Ontology-based specification and analysis of requirements

Konstantinos Mokos • Feb. 22, 2021

Our unified requirements ontology architecture allows covering multiple heterogeneous system domains. To this end, it provides a core glossary, in the form of an upper ontology, that contains the necessary terms and associated object descriptions to define various system-specific domain ontologies. Architecture was designed as a modular collection of six ontology categories equiped with classes for specifying requirements at different levels of specification including system, function and interface requirements:

The System and Attributes Ontology (SAO) contains the core glossary and concepts used as elements of requirement specifications (e.g. system, function, interface, connection, flow, item, state). It plays the role of upper ontology supporting a broad semantic interoperability among a large number of domain-specific ontologies, i.e. it provides a common starting point, for the formulation of definitions.

The Requirement Boilerplate Ontology (RBO), encodes the elements of requirement specifications in a boilerplate form. More specifically, it provides semantic definitions for the used boilerplates and their placeholders (e.g. main, prefix, suffix). RBO imposes structural constraints in assembling a requirement, thus promoting a formal syntax of well-formed specifications and consequently reducing specification errors. RBO classes are related to classes of the SAO.

The Domain Specific Ontologies (DSOs) contain domain-specific classes for the system under design. DSOs import all SAO classes and further specialize them.
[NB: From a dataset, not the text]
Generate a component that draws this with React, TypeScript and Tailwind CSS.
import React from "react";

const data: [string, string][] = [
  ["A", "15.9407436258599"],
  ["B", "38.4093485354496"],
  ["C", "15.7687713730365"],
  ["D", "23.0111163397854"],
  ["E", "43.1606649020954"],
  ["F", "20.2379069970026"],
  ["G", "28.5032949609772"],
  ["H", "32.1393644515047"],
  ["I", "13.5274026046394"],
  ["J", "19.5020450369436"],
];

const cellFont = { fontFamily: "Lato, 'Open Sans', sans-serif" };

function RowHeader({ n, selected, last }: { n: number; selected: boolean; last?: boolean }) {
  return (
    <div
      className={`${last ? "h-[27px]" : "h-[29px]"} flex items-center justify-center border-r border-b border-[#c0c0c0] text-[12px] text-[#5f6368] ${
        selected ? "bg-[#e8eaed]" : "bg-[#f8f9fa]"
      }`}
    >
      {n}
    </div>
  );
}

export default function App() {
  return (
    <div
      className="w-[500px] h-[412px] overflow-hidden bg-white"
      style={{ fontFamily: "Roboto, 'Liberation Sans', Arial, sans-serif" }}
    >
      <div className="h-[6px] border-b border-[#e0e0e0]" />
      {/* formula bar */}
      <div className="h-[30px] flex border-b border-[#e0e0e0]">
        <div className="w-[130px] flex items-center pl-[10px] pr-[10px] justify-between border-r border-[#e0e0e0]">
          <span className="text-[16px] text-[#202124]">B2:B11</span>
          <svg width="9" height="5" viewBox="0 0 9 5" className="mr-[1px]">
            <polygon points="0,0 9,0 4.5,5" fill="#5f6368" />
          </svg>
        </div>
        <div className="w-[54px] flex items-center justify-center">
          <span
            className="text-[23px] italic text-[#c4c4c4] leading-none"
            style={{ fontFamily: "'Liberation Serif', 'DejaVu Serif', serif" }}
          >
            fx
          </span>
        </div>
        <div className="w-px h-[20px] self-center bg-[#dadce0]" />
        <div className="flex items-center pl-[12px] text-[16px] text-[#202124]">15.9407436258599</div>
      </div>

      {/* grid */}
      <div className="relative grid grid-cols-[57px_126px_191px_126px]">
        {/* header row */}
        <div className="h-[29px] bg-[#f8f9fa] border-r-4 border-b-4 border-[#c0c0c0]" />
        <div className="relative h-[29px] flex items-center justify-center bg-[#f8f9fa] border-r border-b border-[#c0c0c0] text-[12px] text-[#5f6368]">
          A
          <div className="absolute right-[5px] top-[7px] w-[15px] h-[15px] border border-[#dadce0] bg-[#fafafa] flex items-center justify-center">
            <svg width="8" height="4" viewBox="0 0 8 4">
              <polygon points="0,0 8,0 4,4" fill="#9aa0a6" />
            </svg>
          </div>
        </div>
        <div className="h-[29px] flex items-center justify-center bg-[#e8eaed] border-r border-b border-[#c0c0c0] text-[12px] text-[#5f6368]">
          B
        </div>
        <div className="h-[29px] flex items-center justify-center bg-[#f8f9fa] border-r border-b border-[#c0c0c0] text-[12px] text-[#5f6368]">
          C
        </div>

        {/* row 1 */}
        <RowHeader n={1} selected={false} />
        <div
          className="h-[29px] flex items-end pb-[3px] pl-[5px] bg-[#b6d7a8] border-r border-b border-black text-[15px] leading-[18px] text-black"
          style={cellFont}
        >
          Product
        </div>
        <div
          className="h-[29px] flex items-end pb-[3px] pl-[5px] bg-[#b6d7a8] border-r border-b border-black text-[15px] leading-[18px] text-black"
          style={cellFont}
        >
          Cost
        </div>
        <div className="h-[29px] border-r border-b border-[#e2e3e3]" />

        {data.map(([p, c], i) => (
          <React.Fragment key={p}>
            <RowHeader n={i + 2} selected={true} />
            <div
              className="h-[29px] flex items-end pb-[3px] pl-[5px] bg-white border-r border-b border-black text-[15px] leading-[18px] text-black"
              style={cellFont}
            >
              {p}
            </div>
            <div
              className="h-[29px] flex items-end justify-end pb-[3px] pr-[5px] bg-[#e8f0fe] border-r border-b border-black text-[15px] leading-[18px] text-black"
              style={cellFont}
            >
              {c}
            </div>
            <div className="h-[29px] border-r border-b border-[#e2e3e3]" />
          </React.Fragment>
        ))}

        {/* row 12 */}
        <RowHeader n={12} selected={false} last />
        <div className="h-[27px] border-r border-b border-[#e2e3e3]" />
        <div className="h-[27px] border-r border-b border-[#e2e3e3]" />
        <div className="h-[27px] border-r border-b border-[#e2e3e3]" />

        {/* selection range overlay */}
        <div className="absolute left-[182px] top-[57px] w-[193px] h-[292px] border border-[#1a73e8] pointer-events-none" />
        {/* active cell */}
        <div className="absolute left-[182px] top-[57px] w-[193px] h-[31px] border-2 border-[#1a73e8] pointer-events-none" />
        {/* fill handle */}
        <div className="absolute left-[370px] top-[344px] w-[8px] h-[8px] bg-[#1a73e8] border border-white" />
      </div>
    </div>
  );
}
The Lexicographic Ontology (LO) contains synonym and antonym semantic definitions for the used boilerplates. It allows using paraphrases inside a boilerplate and contributes to the consistency analysis of requirements.
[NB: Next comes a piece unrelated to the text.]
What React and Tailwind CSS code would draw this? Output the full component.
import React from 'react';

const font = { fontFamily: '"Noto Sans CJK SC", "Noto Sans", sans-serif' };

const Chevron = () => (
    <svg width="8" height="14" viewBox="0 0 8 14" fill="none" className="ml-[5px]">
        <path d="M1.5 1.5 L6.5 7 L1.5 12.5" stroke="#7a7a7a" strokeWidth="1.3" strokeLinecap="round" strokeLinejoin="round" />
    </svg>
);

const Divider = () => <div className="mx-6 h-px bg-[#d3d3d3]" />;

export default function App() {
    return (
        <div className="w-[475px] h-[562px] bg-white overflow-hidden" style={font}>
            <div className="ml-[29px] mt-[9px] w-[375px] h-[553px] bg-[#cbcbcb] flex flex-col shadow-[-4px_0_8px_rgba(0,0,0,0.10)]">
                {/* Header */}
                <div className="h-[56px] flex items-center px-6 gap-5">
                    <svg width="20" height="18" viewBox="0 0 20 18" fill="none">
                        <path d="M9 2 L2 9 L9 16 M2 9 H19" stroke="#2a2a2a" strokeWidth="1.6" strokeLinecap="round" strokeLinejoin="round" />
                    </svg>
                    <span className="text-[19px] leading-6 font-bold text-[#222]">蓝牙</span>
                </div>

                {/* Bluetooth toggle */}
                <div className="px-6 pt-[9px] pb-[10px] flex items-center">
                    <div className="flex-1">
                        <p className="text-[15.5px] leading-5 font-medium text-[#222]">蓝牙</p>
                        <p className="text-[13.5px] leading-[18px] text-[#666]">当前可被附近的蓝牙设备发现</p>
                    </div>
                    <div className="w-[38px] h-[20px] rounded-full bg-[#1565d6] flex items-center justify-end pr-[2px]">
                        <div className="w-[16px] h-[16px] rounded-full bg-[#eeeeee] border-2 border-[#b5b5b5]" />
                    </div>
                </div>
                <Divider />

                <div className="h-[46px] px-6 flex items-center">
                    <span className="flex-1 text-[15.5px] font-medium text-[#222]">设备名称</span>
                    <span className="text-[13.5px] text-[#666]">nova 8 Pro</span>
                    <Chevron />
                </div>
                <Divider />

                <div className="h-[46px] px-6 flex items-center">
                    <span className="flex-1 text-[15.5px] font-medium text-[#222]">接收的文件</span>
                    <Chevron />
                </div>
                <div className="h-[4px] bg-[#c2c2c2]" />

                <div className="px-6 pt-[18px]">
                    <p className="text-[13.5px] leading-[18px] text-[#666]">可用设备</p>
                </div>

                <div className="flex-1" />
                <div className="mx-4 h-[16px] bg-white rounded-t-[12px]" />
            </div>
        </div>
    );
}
The Requirements Definition Ontology (RDO), is the top-level ontology, which defines the mappings and subclassof relationships between different ontologies, while preserving their semantics, and resolving any conflicts and ambiguities. RDO is used as a repository for all requirements and uses elements from the LO and DSO ontologies, following the semantic definitions of RBO. Therefore, RDO imports the RBO, LO and DSO ontologies, and transitively imports (through the DSO ontology) the SAO ontology. Finally, the analysis and classification of all requirements is performed within RDO.